Question 3 True / False
For Bataille and Foucault, transgression and the limit are mutually constitutive — each calls the other into existence rather than one simply opposing the other.
TTrue
FFalse
Answer: True
Transgression cannot exist without a limit to cross; a limit becomes fully visible as a limit only when something approaches and crosses it. Before transgression, the limit may operate invisibly as an unmarked norm — its prohibitive force is unremarkable precisely because it is never pressed. Transgression reveals the limit's structure by confronting it. This is not mere wordplay: it means transgressive literature is not 'anti-social' or simply defiant, but is engaged in a revelatory act — exposing the boundary conditions of what is permitted, thinkable, or representable.
Question 4 True / False
Transgressive literature derives its theoretical significance primarily from the shocking content it depicts; formal properties like syntax and structure are secondary vehicles for delivering that content.
TTrue
FFalse
Answer: False
This confuses transgression with shock value or exploitation. The Bataille-Foucault framework holds that what distinguishes serious transgressive literature from mere exploitation is that the crossing of limits is the meaning-making act — and this must be enacted through form, not just depicted in content. A text that describes transgression from a safe narrative distance (reassuring framing, conventional syntax, stable narrating subject) does not produce a limit-experience regardless of how shocking its content is.

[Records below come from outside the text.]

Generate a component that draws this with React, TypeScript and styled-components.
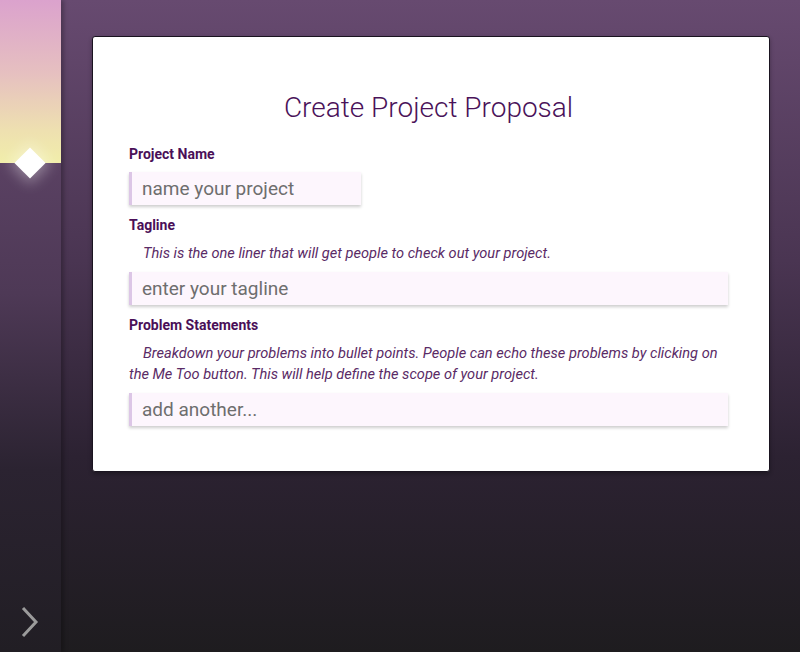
import React from "react";
import styled, { createGlobalStyle } from "styled-components";

const Global = createGlobalStyle`
  html, body { margin: 0; padding: 0; height: 100%; }
  body {
    font-family: "Roboto", "Liberation Sans", sans-serif;
    background: #1f1c20;
  }
  #root { height: 100%; }
`;

const Page = styled.div`
  display: flex;
  width: 800px;
  height: 652px;
  background: linear-gradient(180deg, #674a70 0%, #4a3552 40%, #2c2232 70%, #1e1c1f 100%);
  overflow: hidden;
`;

const Sidebar = styled.aside`
  width: 61px;
  flex-shrink: 0;
  display: flex;
  flex-direction: column;
  background: linear-gradient(180deg, #694b72 0%, #4e3956 45%, #2b2331 72%, #211e24 100%);
  box-shadow: 3px 0 4px rgba(0, 0, 0, 0.25);
  position: relative;
  z-index: 1;
`;

const Banner = styled.div`
  height: 163px;
  position: relative;
  background: linear-gradient(180deg, #dba2cd 0%, #e6c0c0 45%, #eee0b0 80%, #f1eeaa 100%);
`;

const Diamond = styled.div`
  position: absolute;
  left: 19px;
  bottom: -11px;
  width: 22px;
  height: 22px;
  background: #ffffff;
  transform: rotate(45deg);
  box-shadow: 0 0 14px 4px rgba(255, 255, 255, 0.35);
`;

const Spacer = styled.div`
  flex: 1;
`;

const Toggle = styled.button`
  background: none;
  border: none;
  padding: 0;
  margin: 0 0 14px 20px;
  width: 22px;
  height: 32px;
  cursor: pointer;
  display: flex;
  align-items: center;
`;

const Main = styled.main`
  flex: 1;
  padding: 36px 30px 0 31px;
`;

const Card = styled.section`
  background: #ffffff;
  border: 1px solid #1a1420;
  border-radius: 3px;
  padding: 54px 41px 34px 36px;
  box-shadow: 0 2px 4px rgba(0, 0, 0, 0.3);
`;

const Title = styled.h1`
  margin: 0 0 20px;
  text-align: center;
  font-weight: 300;
  font-size: 28px;
  line-height: 34px;
  color: #4a1259;
`;

const Label = styled.label`
  display: block;
  font-weight: 700;
  font-size: 14px;
  line-height: 18px;
  color: #4a0f58;
  margin: 0 0 9px;
`;

const Help = styled.p`
  margin: 0 0 8px;
  font-style: italic;
  font-size: 14.6px;
  line-height: 21px;
  color: #5a2b66;
  text-indent: 14px;
`;

const Field = styled.input<{ $width?: number }>`
  display: block;
  box-sizing: border-box;
  width: ${(p) => (p.$width ? `${p.$width}px` : "100%")};
  height: 33px;
  margin: 0 0 11px;
  padding: 0 10px;
  border: none;
  border-left: 3px solid #dcc6e6;
  background: #fdf6fd;
  box-shadow: 0 2px 3px rgba(0, 0, 0, 0.2);
  font-family: inherit;
  font-size: 19px;
  color: #333;
  outline: none;
  &::placeholder {
    color: #6e6e6e;
  }
`;

export default function App() {
  return (
    <>
      <Global />
      <Page>
        <Sidebar>
          <Banner>
            <Diamond />
          </Banner>
          <Spacer />
          <Toggle aria-label="expand">
            <svg width="20" height="32" viewBox="0 0 20 32">
              <path d="M3 2 L16 16 L3 30" fill="none" stroke="#9b9b9b" strokeWidth="3" strokeLinejoin="miter" />
            </svg>
          </Toggle>
        </Sidebar>
        <Main>
          <Card>
            <Title>Create Project Proposal</Title>
            <Label>Project Name</Label>
            <Field $width={232} placeholder="name your project" />
            <Label>Tagline</Label>
            <Help>This is the one liner that will get people to check out your project.</Help>
            <Field placeholder="enter your tagline" />
            <Label>Problem Statements</Label>
            <Help>
              Breakdown your problems into bullet points. People can echo these problems by clicking on the Me Too
              button. This will help define the scope of your project.
            </Help>
            <Field placeholder="add another..." />
          </Card>
        </Main>
      </Page>
    </>
  );
}
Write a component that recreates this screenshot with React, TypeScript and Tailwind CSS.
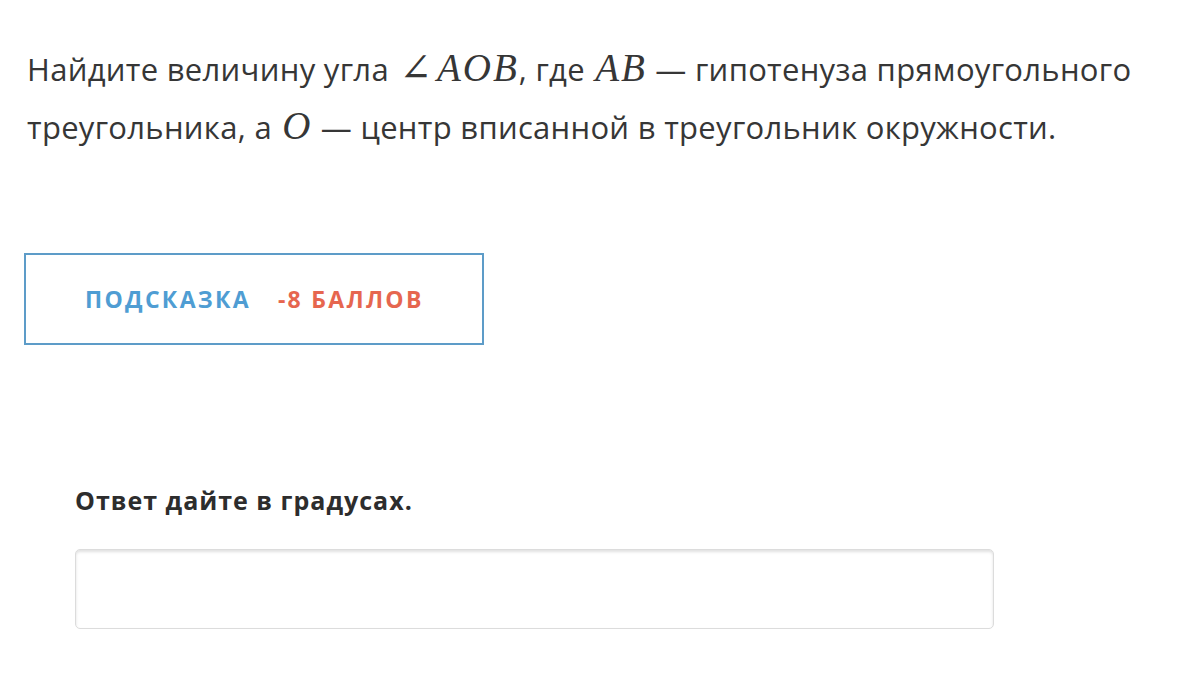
import React from "react";

const M = ({ children }: { children: React.ReactNode }) => (
  <span className="italic text-[39px] leading-none tracking-[2px] pl-[2px] [font-family:'Liberation_Serif','DejaVu_Serif',serif]">{children}</span>
);

export default function App() {
  return (
    <div className="w-[1181px] h-[692px] bg-white text-[#363636] [font-family:'Open_Sans','Noto_Sans',sans-serif] overflow-hidden">
      <div className="pl-[27px] pr-[20px] pt-[40px]">
        <p className="text-[31px] leading-[58px] tracking-[0.3px]">
          Найдите величину угла <M><span className="not-italic pr-[3px]">∠</span>AOB</M>, где <M>AB</M> — гипотенуза прямоугольного треугольника, а <M>O</M> — центр вписанной в треугольник окружности.
        </p>
      </div>
      <div className="pl-[24px] mt-[97px]">
        <div className="w-[460px] h-[92px] border-2 border-[#5d9cc8] flex items-center pl-[59px] gap-[27px] text-[23px] tracking-[2.3px] font-bold">
          <span className="text-[#4f9dd3]">ПОДСКАЗКА</span>
          <span className="text-[#e6664f]">-8 БАЛЛОВ</span>
        </div>
      </div>
      <div className="pl-[75px] mt-[140px]">
        <div className="text-[25px] font-bold text-[#2d2d2d] leading-[30px] tracking-[1px]">Ответ дайте в градусах.</div>
        <div className="mt-[34px] w-[919px] h-[80px] rounded-[5px] border border-[#dcdcdc] shadow-[inset_0_2px_3px_rgba(0,0,0,0.12)]" />
      </div>
    </div>
  );
}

Form and content must both participate in the transgressive movement; a text that formally undoes its own stable representation is doing something the content alone cannot achieve.
Question 5 Short Answer
Why do Bataille and Foucault insist that transgression and the limit are mutually constitutive rather than simply opposed? What does this mean for how we read transgressive literature?

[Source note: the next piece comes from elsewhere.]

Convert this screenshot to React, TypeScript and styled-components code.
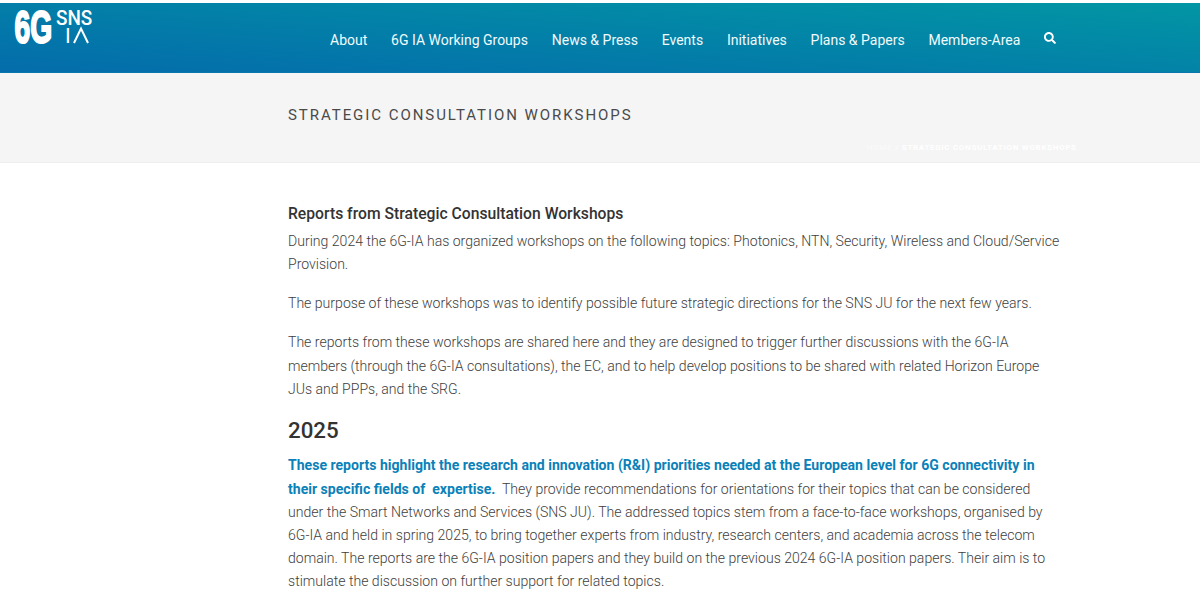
import * as React from "react";
import styled, { createGlobalStyle } from "styled-components";
import { FaSearch } from "react-icons/fa";

const Global = createGlobalStyle`
  html, body {
    margin: 0;
    padding: 0;
    height: 594px;
    overflow: hidden;
    background: #fff;
    font-family: Roboto, "Liberation Sans", sans-serif;
  }
`;

const Header = styled.header`
  margin-top: 3px;
  height: 70px;
  box-sizing: border-box;
  display: flex;
  background: linear-gradient(184deg, #0296a4 0%, #0379a9 68%, #046cab 100%);
  border-bottom: 1px solid #0a76ad;
`;

const LogoBox = styled.div`
  width: 330px;
  padding: 5px 0 0 14px;
  box-sizing: border-box;
`;

const Nav = styled.nav`
  display: flex;
  align-items: center;
  gap: 23.8px;
  height: 70px;
  padding-top: 4px;
  box-sizing: border-box;
`;

const NavLink = styled.a`
  color: #f2fafc;
  font-size: 14px;
  white-space: nowrap;
`;

const SearchButton = styled.span`
  display: flex;
  color: #fff;
  font-size: 12px;
  margin: -5px 0 0 0;
`;

const TitleBar = styled.div`
  height: 90px;
  box-sizing: border-box;
  background: #f5f5f5;
  border-bottom: 1px solid #eee;
  padding: 33px 0 0 288px;
  position: relative;
`;

const PageTitle = styled.h1`
  margin: 0;
  font-size: 15px;
  line-height: 18px;
  font-weight: 400;
  letter-spacing: 1.95px;
  color: #4a4a4a;
`;

const Crumbs = styled.div`
  position: absolute;
  top: 69px;
  left: 867px;
  font-size: 8px;
  line-height: 12px;
  letter-spacing: 0.68px;
  color: #fff;
  white-space: nowrap;
`;

const CrumbHome = styled.span`
  opacity: 0.6;
`;

const Content = styled.main`
  width: 776px;
  margin-left: 288px;
  padding-top: 39px;
  font-size: 14.07px;
  font-weight: 300;
  line-height: 23.2px;
  color: #3e3e3e;
`;

const Lead = styled.h3`
  margin: 0 0 5px;
  font-size: 15.7px;
  line-height: 23.2px;
  font-weight: 500;
  color: #333;
`;

const Para = styled.p`
  margin: 0 0 15.8px;
`;

const Year = styled.h2`
  margin: -1.5px 0 9px;
  font-size: 22.3px;
  line-height: 30px;
  font-weight: 500;
  color: #333;
`;

const Accent = styled.strong`
  font-weight: 700;
  color: #0a81b8;
`;

const Logo = () => (
  <svg width="84" height="42" viewBox="0 0 84 42" style={{ overflow: "visible" }}>
    <text transform="translate(0.5 34.5) scale(0.6 1)" fontFamily="Liberation Sans" fontWeight="700" fontSize="47" fill="#fff" stroke="#fff" strokeWidth="2.2">6G</text>
    <text transform="translate(42 17) scale(0.9 1)" fontFamily="Roboto" fontWeight="500" fontSize="21" fill="#fff">SNS</text>
    <text x="51" y="35" fontFamily="Roboto" fontWeight="400" fontSize="21" fill="#fff">I</text>
    <path d="M60 35l7-14.5 7 14.5" fill="none" stroke="#fff" strokeWidth="2" />
  </svg>
);

const navItems = ["About", "6G IA Working Groups", "News & Press", "Events", "Initiatives", "Plans & Papers", "Members-Area"];

export default function App() {
  return (
    <>
      <Global />
      <Header>
        <LogoBox>
          <Logo />
        </LogoBox>
        <Nav>
          {navItems.map((item) => (
            <NavLink key={item}>{item}</NavLink>
          ))}
          <SearchButton>
            <FaSearch />
          </SearchButton>
        </Nav>
      </Header>
      <TitleBar>
        <PageTitle>STRATEGIC CONSULTATION WORKSHOPS</PageTitle>
        <Crumbs>
          <CrumbHome>HOME</CrumbHome> / <b>STRATEGIC CONSULTATION WORKSHOPS</b>
        </Crumbs>
      </TitleBar>
      <Content>
        <Lead>Reports from Strategic Consultation Workshops</Lead>
        <Para>
          During 2024 the 6G-IA has organized workshops on the following topics: Photonics, NTN, Security, Wireless and Cloud/Service Provision.
        </Para>
        <Para>
          The purpose of these workshops was to identify possible future strategic directions for the SNS JU for the next few years.
        </Para>
        <Para>
          The reports from these workshops are shared here and they are designed to trigger further discussions with the 6G-IA members (through the 6G-IA consultations), the EC, and to help develop positions to be shared with related Horizon Europe JUs and PPPs, and the SRG.
        </Para>
        <Year>2025</Year>
        <Para>
          <Accent>
            These reports highlight the research and innovation (R&amp;I) priorities needed at the European level for 6G connectivity in their specific fields of&nbsp; expertise.
          </Accent>
          &nbsp; They provide recommendations for orientations for their topics that can be considered under the Smart Networks and Services (SNS JU). The addressed topics stem from a face-to-face workshops, organised by 6G-IA&nbsp;and held in spring 2025, to bring together experts from industry, research centers, and academia across the telecom domain. The reports are the 6G-IA position papers and they build on the previous 2024 6G-IA position papers. Their aim is to stimulate the discussion on further support for related topics.
        </Para>
      </Content>
    </>
  );
}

Think about your answer, then reveal below.
Model answer: They are mutually constitutive because each requires the other to exist. Transgression cannot occur without a limit to cross — it is defined by and through the limit. Conversely, the limit only becomes fully visible as a constraining structure through the act that approaches and crosses it; before transgression, it operates as an invisible, naturalized norm. This co-constitution means transgression is not simply opposition or defiance — it is a revelatory act that makes the boundary conditions of the thinkable and the permissible visible. For reading transgressive literature, this means the critical question is not 'what rules does this text break?' but 'what limits does it reveal through crossing, and what is disclosed by that crossing?' The literary work is not valued for its defiance but for the structural revelation that only transgression can produce.
This also explains why Foucault was drawn to texts that inhabit limits formally — Blanchot approaching silence, Sade's systematic excess — rather than texts that merely describe transgression. The mutual constitution of limit and transgression means you must read for what the text reveals about the structure of what cannot be said, not just for what it says.